Jusqu’en 2024, un réseau informel permettait d’importer des téléphones d’occasion: un vieux Nokia se monnayait quelques centaines de dinars, un smartphone bas de gamme entre 5.000 et 10.000 DA (30 à 60 €). Des prix modestes ailleurs, mais astronomiques ici, où l’emploi est un mirage. Posséder un smartphone, c’est afficher une aisance presque indécente.
Même l’électricité a longtemps été un luxe. Aujourd’hui encore, beaucoup dépendent de panneaux solaires de fortune.
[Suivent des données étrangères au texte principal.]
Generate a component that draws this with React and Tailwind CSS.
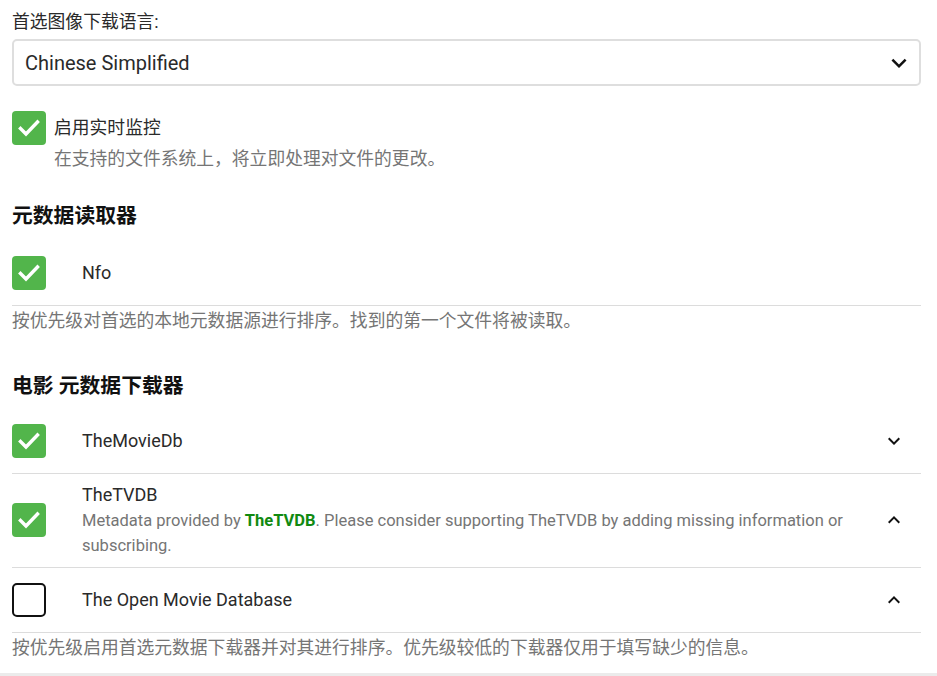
import React from "react";

const FONT = { fontFamily: "Roboto, 'Noto Sans CJK SC', sans-serif" };

function Check({ checked = true }) {
  if (!checked) {
    return <div className="w-[34px] h-[34px] shrink-0 rounded-[5px] border-2 border-[#111] bg-white" />;
  }
  return (
    <div className="w-[34px] h-[34px] shrink-0 rounded-[4px] bg-[#52b54b] flex items-center justify-center">
      <svg width="34" height="34" viewBox="0 0 34 34">
        <polyline points="8.5,17.5 14,23 25.5,11" fill="none" stroke="white" strokeWidth="3.4" strokeLinecap="square" />
      </svg>
    </div>
  );
}

function ChevDown({ size = 24 }) {
  return (
    <svg width={size} height={size} viewBox="0 0 24 24" fill="#111">
      <path d="M7.41 8.59 12 13.17l4.59-4.58L18 10l-6 6-6-6 1.41-1.41z" />
    </svg>
  );
}
function ChevUp({ size = 24 }) {
  return (
    <svg width={size} height={size} viewBox="0 0 24 24" fill="#111">
      <path d="M12 8l-6 6 1.41 1.41L12 10.83l4.59 4.58L18 14z" />
    </svg>
  );
}

function Row({ checked, name, up, children }) {
  return (
    <div className="flex items-center min-h-[65px] pt-[8px] pb-[9px] border-b border-[#dcdcdc]">
      <Check checked={checked} />
      <div className="flex-1 pl-[36px]">
        <div className="text-[18px] leading-[26px] text-[#2a2a2a]">{name}</div>
        {children}
      </div>
      {up !== undefined && (
        <div className="w-[48px] mr-[3px] flex items-center justify-center">
          {up ? <ChevUp /> : <ChevDown />}
        </div>
      )}
    </div>
  );
}

export default function App() {
  return (
    <div className="w-[937px] h-[676px] bg-white overflow-hidden" style={FONT}>
      <div className="pl-3 pr-4 pt-[10px]">
        <div className="text-[17.8px] leading-[24px] text-[#2a2a2a]">首选图像下载语言:</div>
        <div className="mt-[5px] h-[47px] border-2 border-[#dedede] rounded-[5px] flex items-center pl-[11px] pr-[5px]">
          <span className="flex-1 text-[20px] text-[#2a2a2a]">Chinese Simplified</span>
          <ChevDown size={30} />
        </div>

        <div className="mt-[25px] flex">
          <Check />
          <div className="pl-2">
            <div className="text-[17.8px] leading-[33px] text-[#2a2a2a]">启用实时监控</div>
            <div className="mt-[3px] text-[17.8px] leading-[24px] text-[#757575]">在支持的文件系统上，将立即处理对文件的更改。</div>
          </div>
        </div>

        <div className="mt-[30px] text-[20.8px] leading-[30px] font-bold text-[#111]">元数据读取器</div>
        <div className="mt-[10px]">
          <Row checked name="Nfo" />
        </div>
        <div className="mt-[3px] text-[17.8px] leading-[24px] text-[#757575]">按优先级对首选的本地元数据源进行排序。找到的第一个文件将被读取。</div>

        <div className="mt-[38px] text-[20.8px] leading-[30px] font-bold text-[#111]">电影 元数据下载器</div>
        <div className="mt-[8px]">
          <Row checked name="TheMovieDb" up={false} />
          <Row checked name="TheTVDB" up={true}>
            <div className="text-[16.5px] leading-[25px] text-[#757575] pr-4">
              Metadata provided by <span className="font-bold text-[#118a11]">TheTVDB</span>. Please consider supporting TheTVDB by adding missing information or subscribing.
            </div>
          </Row>
          <Row checked={false} name="The Open Movie Database" up={true} />
        </div>
        <div className="mt-[3px] text-[17.8px] leading-[24px] text-[#757575]">按优先级启用首选元数据下载器并对其进行排序。优先级较低的下载器仅用于填写缺少的信息。</div>
      </div>
      <div className="mt-[13px] h-[20px] bg-[#ebebeb]" />
    </div>
  );
}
L’Algérie a certes raccordé quatre camps à son réseau national depuis le milieu des années 2010, mais le forfait, à 250 dinars par trimestre (0,5 € par mois), reste inaccessible pour la plupart des foyers. L’État algérien vend l’électricité aux camps, et ne le donne pas gratuitement; le faire impliquerait relier tous les foyers, ce qu’Alger refuse, laissant ainsi le tarif de l’abonnement, même modique, réguler le développement des camps. Ceux qui ne peuvent payer improvisent, bricolent, se débrouillent pour s’éclairer le soir.
Une prison sans barreaux
Cette fracture numérique n’est pas un accident: elle est entretenue. Elle est devenue un instrument de contrôle et de punition. L’Algérie tisse une toile où chaque fil est une restriction, chaque nœud un poste de contrôle invisible. Ces camps sont des laboratoires d’isolement: ici, pas besoin de murs de béton, les barreaux sont faits de sable, les chaînes de silence.
Les habitants sont enfermés dans un présent sans fenêtres, modelés pour croire et répéter un récit unique, privés d’un accès impartial à l’information. Combien de temps encore le monde fermera-t-il les yeux? Combien de temps encore ces oubliés resteront-ils enchaînés?